◆ Task objective ◆
Copy each line of the data below exactly, leaving out pictures.

◆ Data shown ◆
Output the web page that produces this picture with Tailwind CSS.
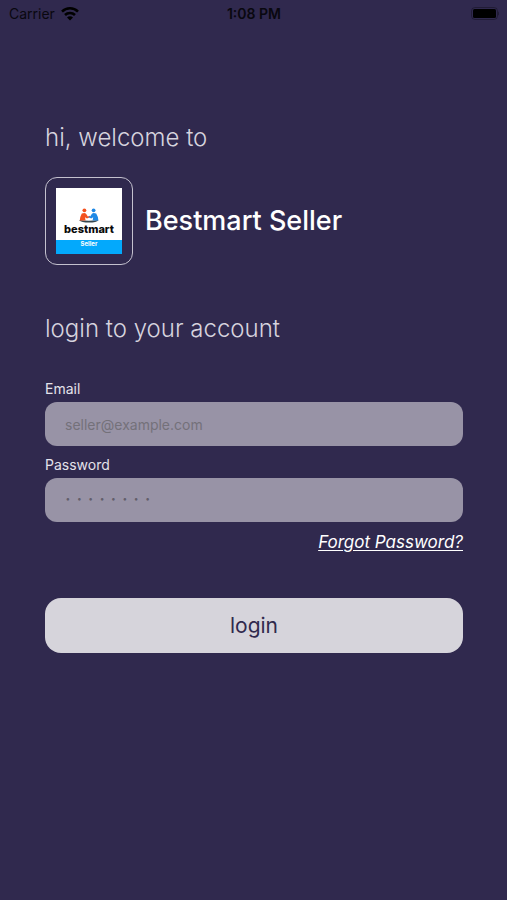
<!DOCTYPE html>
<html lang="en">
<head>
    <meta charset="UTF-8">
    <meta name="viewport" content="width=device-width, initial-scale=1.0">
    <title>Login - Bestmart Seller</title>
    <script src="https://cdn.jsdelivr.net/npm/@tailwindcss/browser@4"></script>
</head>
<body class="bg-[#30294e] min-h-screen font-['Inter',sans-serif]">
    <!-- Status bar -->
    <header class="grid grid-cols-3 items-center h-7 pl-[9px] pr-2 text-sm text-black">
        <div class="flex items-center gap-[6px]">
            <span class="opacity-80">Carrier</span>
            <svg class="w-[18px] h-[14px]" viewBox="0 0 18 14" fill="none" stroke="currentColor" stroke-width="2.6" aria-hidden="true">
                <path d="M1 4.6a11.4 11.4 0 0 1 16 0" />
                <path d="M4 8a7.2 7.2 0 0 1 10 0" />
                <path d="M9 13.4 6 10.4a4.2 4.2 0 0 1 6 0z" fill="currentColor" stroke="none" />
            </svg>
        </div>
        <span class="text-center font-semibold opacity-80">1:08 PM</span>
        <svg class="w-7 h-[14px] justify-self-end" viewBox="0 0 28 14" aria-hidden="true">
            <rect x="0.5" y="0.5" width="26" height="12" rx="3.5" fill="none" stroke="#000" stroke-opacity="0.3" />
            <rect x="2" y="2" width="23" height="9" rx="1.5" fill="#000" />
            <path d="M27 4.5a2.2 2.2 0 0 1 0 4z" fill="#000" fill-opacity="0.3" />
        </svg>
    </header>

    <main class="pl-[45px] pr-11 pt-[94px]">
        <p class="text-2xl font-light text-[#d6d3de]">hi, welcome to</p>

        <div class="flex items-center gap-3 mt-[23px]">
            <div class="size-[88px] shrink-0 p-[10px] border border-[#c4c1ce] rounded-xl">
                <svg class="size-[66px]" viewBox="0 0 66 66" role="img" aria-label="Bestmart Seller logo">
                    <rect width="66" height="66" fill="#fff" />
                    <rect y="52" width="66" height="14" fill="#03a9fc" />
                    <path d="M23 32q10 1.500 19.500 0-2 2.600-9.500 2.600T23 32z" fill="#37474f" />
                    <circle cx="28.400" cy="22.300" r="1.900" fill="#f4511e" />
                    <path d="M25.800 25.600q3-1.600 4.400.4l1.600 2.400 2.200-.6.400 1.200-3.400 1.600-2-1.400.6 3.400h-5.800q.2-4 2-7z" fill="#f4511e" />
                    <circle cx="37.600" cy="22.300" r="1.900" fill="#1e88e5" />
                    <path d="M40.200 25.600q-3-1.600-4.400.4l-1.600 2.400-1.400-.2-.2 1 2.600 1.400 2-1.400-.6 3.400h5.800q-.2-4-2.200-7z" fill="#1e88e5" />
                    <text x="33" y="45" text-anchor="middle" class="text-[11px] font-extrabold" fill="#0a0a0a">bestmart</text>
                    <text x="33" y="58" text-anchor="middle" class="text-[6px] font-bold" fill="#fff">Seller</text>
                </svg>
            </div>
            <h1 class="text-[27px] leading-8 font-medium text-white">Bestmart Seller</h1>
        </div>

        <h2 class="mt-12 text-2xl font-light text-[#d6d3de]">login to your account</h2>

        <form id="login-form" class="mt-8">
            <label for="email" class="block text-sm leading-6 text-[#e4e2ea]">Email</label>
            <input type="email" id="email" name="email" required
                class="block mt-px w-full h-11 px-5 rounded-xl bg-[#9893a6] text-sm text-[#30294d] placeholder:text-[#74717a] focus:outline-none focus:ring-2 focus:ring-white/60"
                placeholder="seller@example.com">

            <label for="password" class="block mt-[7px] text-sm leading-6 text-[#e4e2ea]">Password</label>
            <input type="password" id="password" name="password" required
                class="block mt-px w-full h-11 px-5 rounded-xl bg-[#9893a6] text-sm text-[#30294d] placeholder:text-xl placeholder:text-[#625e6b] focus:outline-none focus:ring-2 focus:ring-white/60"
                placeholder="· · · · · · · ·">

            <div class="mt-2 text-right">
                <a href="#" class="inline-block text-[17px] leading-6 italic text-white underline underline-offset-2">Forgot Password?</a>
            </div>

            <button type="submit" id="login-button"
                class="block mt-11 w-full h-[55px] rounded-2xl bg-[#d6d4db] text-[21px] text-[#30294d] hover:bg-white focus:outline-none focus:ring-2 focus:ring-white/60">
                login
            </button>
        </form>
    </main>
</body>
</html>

◆ Response ◆
Output the web page that produces this picture with Tailwind CSS.
<!DOCTYPE html>
<html lang="en">
<head>
    <meta charset="UTF-8">
    <meta name="viewport" content="width=device-width, initial-scale=1.0">
    <title>Login - Bestmart Seller</title>
    <script src="https://cdn.jsdelivr.net/npm/@tailwindcss/browser@4"></script>
</head>
<body class="bg-[#30294e] min-h-screen font-['Inter',sans-serif]">
    <!-- Status bar -->
    <header class="grid grid-cols-3 items-center h-7 pl-[9px] pr-2 text-sm text-black">
        <div class="flex items-center gap-[6px]">
            <span class="opacity-80">Carrier</span>
            <svg class="w-[18px] h-[14px]" viewBox="0 0 18 14" fill="none" stroke="currentColor" stroke-width="2.6" aria-hidden="true">
                <path d="M1 4.6a11.4 11.4 0 0 1 16 0" />
                <path d="M4 8a7.2 7.2 0 0 1 10 0" />
                <path d="M9 13.4 6 10.4a4.2 4.2 0 0 1 6 0z" fill="currentColor" stroke="none" />
            </svg>
        </div>
        <span class="text-center font-semibold opacity-80">1:08 PM</span>
        <svg class="w-7 h-[14px] justify-self-end" viewBox="0 0 28 14" aria-hidden="true">
            <rect x="0.5" y="0.5" width="26" height="12" rx="3.5" fill="none" stroke="#000" stroke-opacity="0.3" />
            <rect x="2" y="2" width="23" height="9" rx="1.5" fill="#000" />
            <path d="M27 4.5a2.2 2.2 0 0 1 0 4z" fill="#000" fill-opacity="0.3" />
        </svg>
    </header>

    <main class="pl-[45px] pr-11 pt-[94px]">
        <p class="text-2xl font-light text-[#d6d3de]">hi, welcome to</p>

        <div class="flex items-center gap-3 mt-[23px]">
            <div class="size-[88px] shrink-0 p-[10px] border border-[#c4c1ce] rounded-xl">
                <svg class="size-[66px]" viewBox="0 0 66 66" role="img" aria-label="Bestmart Seller logo">
                    <rect width="66" height="66" fill="#fff" />
                    <rect y="52" width="66" height="14" fill="#03a9fc" />
                    <path d="M23 32q10 1.500 19.500 0-2 2.600-9.500 2.600T23 32z" fill="#37474f" />
                    <circle cx="28.400" cy="22.300" r="1.900" fill="#f4511e" />
                    <path d="M25.800 25.600q3-1.600 4.400.4l1.600 2.400 2.200-.6.400 1.200-3.400 1.600-2-1.400.6 3.400h-5.800q.2-4 2-7z" fill="#f4511e" />
                    <circle cx="37.600" cy="22.300" r="1.900" fill="#1e88e5" />
                    <path d="M40.200 25.600q-3-1.600-4.400.4l-1.600 2.400-1.400-.2-.2 1 2.600 1.400 2-1.400-.6 3.400h5.800q-.2-4-2.200-7z" fill="#1e88e5" />
                    <text x="33" y="45" text-anchor="middle" class="text-[11px] font-extrabold" fill="#0a0a0a">bestmart</text>
                    <text x="33" y="58" text-anchor="middle" class="text-[6px] font-bold" fill="#fff">Seller</text>
                </svg>
            </div>
            <h1 class="text-[27px] leading-8 font-medium text-white">Bestmart Seller</h1>
        </div>

        <h2 class="mt-12 text-2xl font-light text-[#d6d3de]">login to your account</h2>

        <form id="login-form" class="mt-8">
            <label for="email" class="block text-sm leading-6 text-[#e4e2ea]">Email</label>
            <input type="email" id="email" name="email" required
                class="block mt-px w-full h-11 px-5 rounded-xl bg-[#9893a6] text-sm text-[#30294d] placeholder:text-[#74717a] focus:outline-none focus:ring-2 focus:ring-white/60"
                placeholder="seller@example.com">

            <label for="password" class="block mt-[7px] text-sm leading-6 text-[#e4e2ea]">Password</label>
            <input type="password" id="password" name="password" required
                class="block mt-px w-full h-11 px-5 rounded-xl bg-[#9893a6] text-sm text-[#30294d] placeholder:text-xl placeholder:text-[#625e6b] focus:outline-none focus:ring-2 focus:ring-white/60"
                placeholder="· · · · · · · ·">

            <div class="mt-2 text-right">
                <a href="#" class="inline-block text-[17px] leading-6 italic text-white underline underline-offset-2">Forgot Password?</a>
            </div>

            <button type="submit" id="login-button"
                class="block mt-11 w-full h-[55px] rounded-2xl bg-[#d6d4db] text-[21px] text-[#30294d] hover:bg-white focus:outline-none focus:ring-2 focus:ring-white/60">
                login
            </button>
        </form>
    </main>
</body>
</html>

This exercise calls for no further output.